As I wrote when putting it in my top 10 list of best shows from last year, Justified’s approach to storytelling is old hat at this point. The first half of every season is mostly made up of one-off, case of the week episodes that pepper in the overarching seasonal plot throughout. The back-end then slowly shifts the balance, and by the last few episodes, Raylan Givens’ collision course with the heavies floating around the fringes of Harlan County comes into sharp focus. It’s a structure that a lot of basic cable dramas follow, placing the narrative requirements of each episode somewhere between the procedural comfort of network TV, and the meticulous, novelistic planning of HBO.
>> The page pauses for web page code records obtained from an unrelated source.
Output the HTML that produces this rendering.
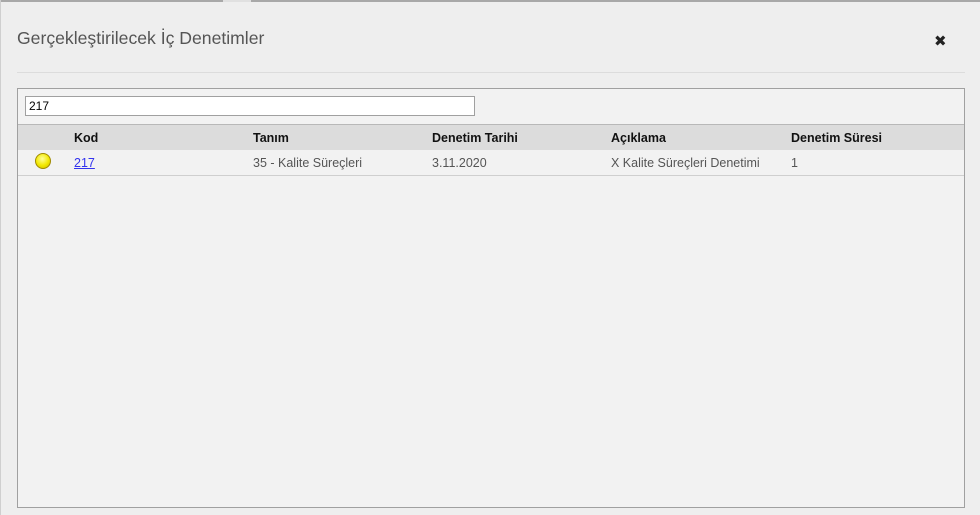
<!DOCTYPE html>
<html><head><meta charset="utf-8"><style>
body{margin:0;width:980px;height:515px;background:#eeeeee;font-family:"Liberation Sans",sans-serif;position:relative;overflow:hidden}
.top{position:absolute;left:0;top:0;width:980px;height:2px;background:#a8a8a8}
.gap{position:absolute;left:223px;top:0;width:28px;height:2px;background:#e0e0e0}
.left{position:absolute;left:0;top:0;width:1px;height:515px;background:#cfcfcf}
.title{position:absolute;left:17px;top:28px;font-size:17.6px;color:#555}
.x{position:absolute;left:934px;top:32px;font-size:15px;font-weight:bold;color:#222;font-family:"DejaVu Sans",sans-serif}
.hr{position:absolute;left:17px;top:72px;width:948px;height:1px;background:#dcdcdc}
.panel{position:absolute;left:17px;top:88px;width:946px;height:418px;border:1px solid #a0a0a0;background:#f2f2f2}
.inp{position:absolute;left:7px;top:7px;width:445px;height:18px;border:1px solid #a0a0a0;background:#fff;font-size:12px;line-height:18px;padding-left:3px;color:#000}
.hdr{position:absolute;left:0;top:35px;width:946px;height:25px;background:#dcdcdc;border-top:1px solid #b8b8b8;font-size:12.5px;font-weight:bold;color:#111}
.row{position:absolute;left:0;top:61px;width:946px;height:25px;border-bottom:1px solid #cfcfcf;font-size:12.5px;color:#555}
.c{position:absolute;top:6px}
.dot{position:absolute;left:17px;top:3px;width:16px;height:16px;border-radius:50%;background:radial-gradient(circle at 45% 35%,#ffff9a,#f2e800 55%,#c9b800);border:1px solid #a08a00;box-sizing:border-box}
a{color:#3333ee;text-decoration:underline}
</style></head><body>
<div class="top"></div><div class="gap"></div><div class="left"></div>
<div class="title">Gerçekleştirilecek İç Denetimler</div>
<div class="x">✖</div>
<div class="hr"></div>
<div class="panel">
<div class="inp">217</div>
<div class="hdr"><span class="c" style="left:56px">Kod</span><span class="c" style="left:235px">Tanım</span><span class="c" style="left:414px">Denetim Tarihi</span><span class="c" style="left:593px">Açıklama</span><span class="c" style="left:773px">Denetim Süresi</span></div>
<div class="row"><div class="dot"></div><span class="c" style="left:56px"><a>217</a></span><span class="c" style="left:235px">35 - Kalite Süreçleri</span><span class="c" style="left:414px">3.11.2020</span><span class="c" style="left:593px">X Kalite Süreçleri Denetimi</span><span class="c" style="left:773px">1</span></div>
</div>
</body></html>
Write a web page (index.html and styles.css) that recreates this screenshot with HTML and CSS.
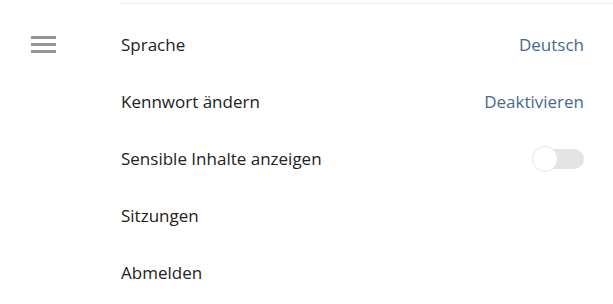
FILE: index.html
```html
<!DOCTYPE html>
<html lang="de">
<head>
<meta charset="utf-8">
<link rel="stylesheet" href="styles.css">
</head>
<body>
<div class="page">
  <aside class="side">
    <button class="menu" aria-label="Menü">
      <span></span><span></span><span></span>
    </button>
  </aside>
  <main class="content">
    <ul class="list">
      <li class="row"><span class="label">Sprache</span><span class="value">Deutsch</span></li>
      <li class="row"><span class="label">Kennwort ändern</span><span class="value">Deaktivieren</span></li>
      <li class="row"><span class="label">Sensible Inhalte anzeigen</span><span class="toggle"><span class="knob"></span></span></li>
      <li class="row"><span class="label">Sitzungen</span></li>
      <li class="row"><span class="label">Abmelden</span></li>
    </ul>
  </main>
</div>
</body>
</html>
```
FILE: styles.css
```css
html, body {
  margin: 0;
  padding: 0;
  background: #ffffff;
}
body {
  font-family: "Open Sans", "Noto Sans", sans-serif;
  font-size: 17px;
  color: #222222;
}
.page {
  display: flex;
  height: 304px;
  overflow: hidden;
}
.side {
  width: 120px;
  flex: none;
  padding-top: 36px;
  padding-left: 31px;
  box-sizing: border-box;
}
.menu {
  display: flex;
  flex-direction: column;
  gap: 4px;
  width: 25px;
  padding: 0;
  border: 0;
  background: none;
}
.menu span {
  display: block;
  width: 25px;
  height: 3px;
  background: #959595;
}
.content {
  flex: 1;
  padding-top: 3px;
}
.list {
  list-style: none;
  margin: 0;
  padding: 12px 29px 0 0;
  border-top: 1px solid #ebebeb;
}
.row {
  height: 57px;
  display: flex;
  align-items: center;
  justify-content: space-between;
}
.label {
  padding-left: 1px;
}
.value {
  color: #46698f;
}
.toggle {
  position: relative;
  width: 52px;
  height: 20px;
  border-radius: 10px;
  background: #e4e4e4;
}
.knob {
  position: absolute;
  left: 0;
  top: -3px;
  width: 26px;
  height: 26px;
  border-radius: 50%;
  background: #ffffff;
  border: 1px solid #e6e6e6;
  box-sizing: border-box;
}
```
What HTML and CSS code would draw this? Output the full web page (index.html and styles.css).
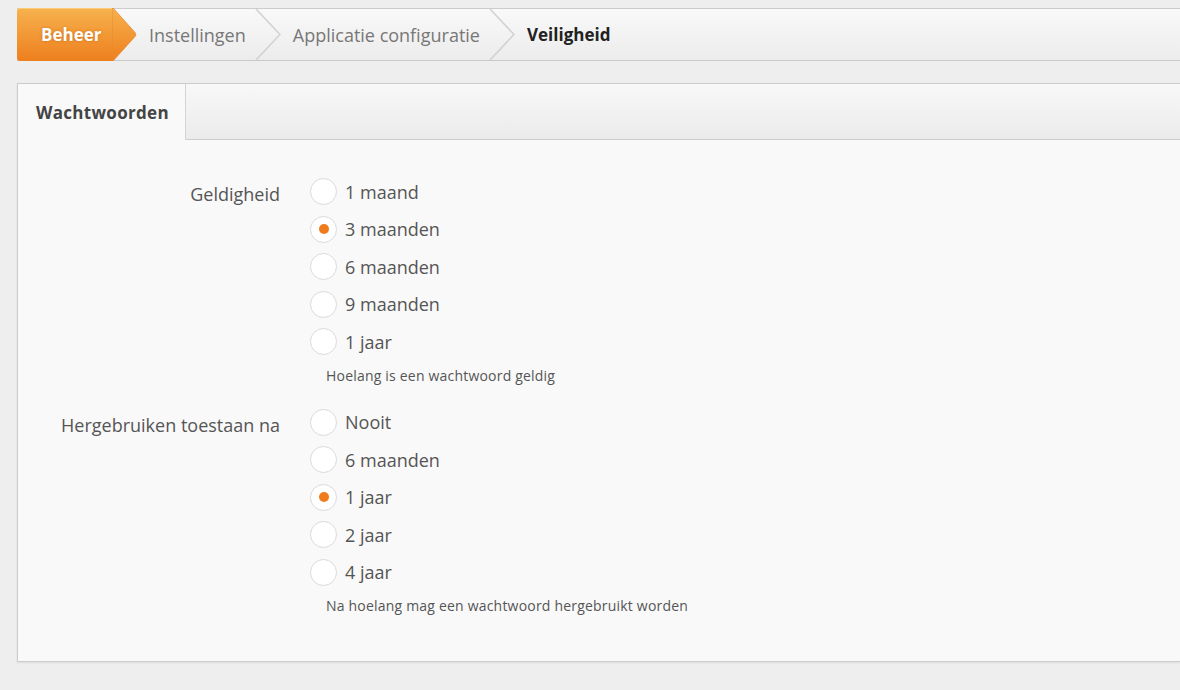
FILE: index.html
```html
<!DOCTYPE html>
<html lang="nl">
<head>
<meta charset="utf-8">
<title>Veiligheid</title>
<link rel="stylesheet" href="styles.css">
</head>
<body>
<div class="page">
  <nav class="crumbs">
    <div class="crumb-home">
      <span class="home-text">Beheer</span>
      <svg class="home-arrow" width="25" height="53" viewBox="0 0 25 53">
        <defs>
          <linearGradient id="og" x1="0" y1="0" x2="0" y2="53" gradientUnits="userSpaceOnUse">
            <stop offset="0" stop-color="#f6b24e"/>
            <stop offset="1" stop-color="#ee7f1e"/>
          </linearGradient>
        </defs>
        <path d="M0 0 L1 0 L23 24.5 Q24.5 26.5 23 28.5 L1 53 L0 53 Z" fill="url(#og)" stroke="#e58a2c" stroke-width="0.8"/>
      </svg>
    </div>
    <span class="crumb">Instellingen</span>
    <svg class="sep" width="26" height="51" viewBox="0 0 26 51"><polyline points="1,0 25,25.5 1,51" fill="none" stroke="#d2d2d2" stroke-width="1.6"/></svg>
    <span class="crumb">Applicatie configuratie</span>
    <svg class="sep" width="26" height="51" viewBox="0 0 26 51"><polyline points="1,0 25,25.5 1,51" fill="none" stroke="#d2d2d2" stroke-width="1.6"/></svg>
    <span class="crumb current">Veiligheid</span>
  </nav>

  <section class="panel">
    <div class="tabs">
      <div class="tab active">Wachtwoorden</div>
      <div class="tab-fill"></div>
    </div>
    <div class="panel-body">
      <div class="group">
        <div class="label">Geldigheid</div>
        <div class="options">
          <label class="opt"><span class="radio"></span>1 maand</label>
          <label class="opt"><span class="radio checked"></span>3 maanden</label>
          <label class="opt"><span class="radio"></span>6 maanden</label>
          <label class="opt"><span class="radio"></span>9 maanden</label>
          <label class="opt"><span class="radio"></span>1 jaar</label>
          <div class="help">Hoelang is een wachtwoord geldig</div>
        </div>
      </div>
      <div class="group">
        <div class="label">Hergebruiken toestaan na</div>
        <div class="options">
          <label class="opt"><span class="radio"></span>Nooit</label>
          <label class="opt"><span class="radio"></span>6 maanden</label>
          <label class="opt"><span class="radio checked"></span>1 jaar</label>
          <label class="opt"><span class="radio"></span>2 jaar</label>
          <label class="opt"><span class="radio"></span>4 jaar</label>
          <div class="help">Na hoelang mag een wachtwoord hergebruikt worden</div>
        </div>
      </div>
    </div>
  </section>
</div>
</body>
</html>
```

FILE: styles.css
```css
html, body {
  margin: 0;
  padding: 0;
  height: 100%;
}
body {
  background: #eeeeee;
  font-family: "Open Sans", "Noto Sans", "Liberation Sans", sans-serif;
  color: #555;
  overflow: hidden;
}
.page {
  padding: 8px 0 0 17px;
}

/* breadcrumbs */
.crumbs {
  display: flex;
  align-items: center;
  height: 51px;
  border-top: 1px solid #cccccc;
  border-bottom: 1px solid #c9c9c9;
  background: linear-gradient(#f9f9f9, #ececec);
  font-size: 18px;
}
.crumb-home {
  display: flex;
  align-self: stretch;
  margin: -1px 0 -1px 0;
  height: 53px;
}
.home-text {
  display: flex;
  align-items: center;
  padding: 0 10px 0 24px;
  width: 61px;
  background: linear-gradient(#f6b24e, #ee7f1e);
  border-radius: 3px 0 0 3px;
  color: #fff;
  font-size: 17px;
  font-weight: 700;
  text-shadow: 0 0 3px rgba(160, 70, 0, 0.45);
  box-shadow: inset 0 1px 0 rgba(255, 220, 150, 0.6);
}
.home-arrow {
  display: block;
}
.crumb {
  color: #777;
  padding: 0 9px 0 12px;
}
.crumb.current {
  color: #222;
  font-size: 17px;
  font-weight: 700;
  padding-left: 12px;
}
.sep {
  display: block;
  align-self: stretch;
}

/* panel */
.panel {
  margin-top: 22px;
  border: 1px solid #cccccc;
  border-right: none;
  background: #f9f9f9;
  box-shadow: 0 1px 2px rgba(0, 0, 0, 0.08);
}
.tabs {
  display: flex;
  height: 56px;
}
.tab {
  display: flex;
  align-items: center;
  width: 149px;
  padding-left: 18px;
  border-right: 1px solid #d4d4d4;
  font-size: 17px;
  letter-spacing: 0.3px;
  font-weight: 700;
  color: #444;
  background: #f9f9f9;
}
.tab-fill {
  flex: 1;
  background: linear-gradient(#f8f8f8, #ebebeb);
  border-bottom: 1px solid #cccccc;
}
.panel-body {
  padding: 33px 0 45px 0;
}
.group {
  display: flex;
}
.group + .group {
  margin-top: 18px;
}
.label {
  width: 262px;
  text-align: right;
  font-size: 18px;
  line-height: 37.5px;
  padding-top: 3px;
  color: #555;
}
.options {
  display: flex;
  flex-direction: column;
  margin-left: 30px;
}
.opt {
  display: flex;
  align-items: center;
  height: 37.5px;
  font-size: 18px;
  color: #555;
}
.radio {
  box-sizing: border-box;
  width: 27px;
  height: 27px;
  border: 1.5px solid #dadada;
  border-radius: 50%;
  background: #fff;
  margin-right: 8px;
  display: flex;
  align-items: center;
  justify-content: center;
}
.radio.checked::after {
  content: "";
  width: 10px;
  height: 10px;
  border-radius: 50%;
  background: #ef7b1a;
}
.help {
  margin: 5px 0 0 16px;
  font-size: 14px;
  letter-spacing: 0.2px;
  line-height: 20px;
  color: #555;
}
```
It makes for a delicate operation, wherein the writers are building a house of cards out of a deck they made themselves. The real trick is in how deftly you weave the far-reaching groundwork into each standalone episode, making the ultimate payoff both unexpected, and well supported given the buildup. At its best, you get something like Terriers, which mastered the chemistry beautifully during its one, and only season; at its worst, you get season six of Dexter, where everybody figured out the late game twist three episodes in, and no one had any fun afterwards.
What separates Justified from a lot of shows that use this playbook, is that it’s figured out ways of experimenting from within the confines of a familiar structure. Four seasons in, what could be (crudely) described as a cops’n’robbers show, is still one of the most unpredictable, yet reliably great things on TV. Sure, every season Raylan faces down a different faction vying for control of Harlan’s drug trade, and the drug of choice seems to change with the players, but the subtle tweaks each year create a distinctive feel. Season one introduced us to the show’s take on the formula, and season two tuned it to perfection. Season three saw the show stretching its legs creatively, seeing how many factors could be thrown into the melting pot. It occasionally came close to spoiling the stew as a whole, but the ingredients themselves were still delectable.
Season four continues Justified’s trend of playing around with the rules, but only one episode in, it already looks like we’ve got a fantastic year ahead of us. The show has grown Harlan County into a rich, unique setting, but the more engrossing each new nook and element is, the odder its sudden introduction into the tapestry can feel. Taking that concern to a comical extreme, the premiere opens with a new plot literally falling out of the clear blue sky, as a little corner of Kentucky suburbia, circa 1983, gets a surprise visitor. “It sure as shit ain’t Santa Clause,” remarks a stunned, hen-pecked husband, staring at a drug-packing parachutists, who’s load, bones, and brains have spilled out onto the street, following a hard landing. D.B. Cooper, this guy wasn’t.
What does that have to do with present day Raylan? Not much, initially. He’s too busy taking on odd jobs for old (intimate) friends, this week chasing down a state line-crossing con. Like the parachutist, the fugitive is something of a failed imitator, as he forgot that Omar Little’s rule number one for sticking up heroine dealers is to not get caught. Among the show’s most valuable strengths has been its ability to flesh out the person Raylan’s chasing, from a target into a character, in record time. This week was no different, both for the bounty, and the pair of teens that make Raylan’s quick cash-grab more complicated than it initially seems. After busting open a titular hole in the wall at the vacant Givens family home, the two happen upon a marked bag that we saw in the flashback.
The teens are chased off by the arrival of Constable Bob Sweeney, who is already my favorite new addition, and not just because he’s played by Patton Oswalt, and-how-weird-is-that? Taking one of the most authentic voices of geek comedy and sticking him into an Elmore Leonard novel was an inspired bit of casting, but its complemented by even more inspired characterization that has Oswalt playing more strongly against type than usual. It’d be easy to make Sweeney the bumbling Robin to Raylan’s Batman, and to an extent he is. Police lights can’t make a rickety station wagon anymore authoritative than it first appears, and his pocketknife looks awfully inadequate compared to Raylan’s Glock, no matter how quick on the pull he is.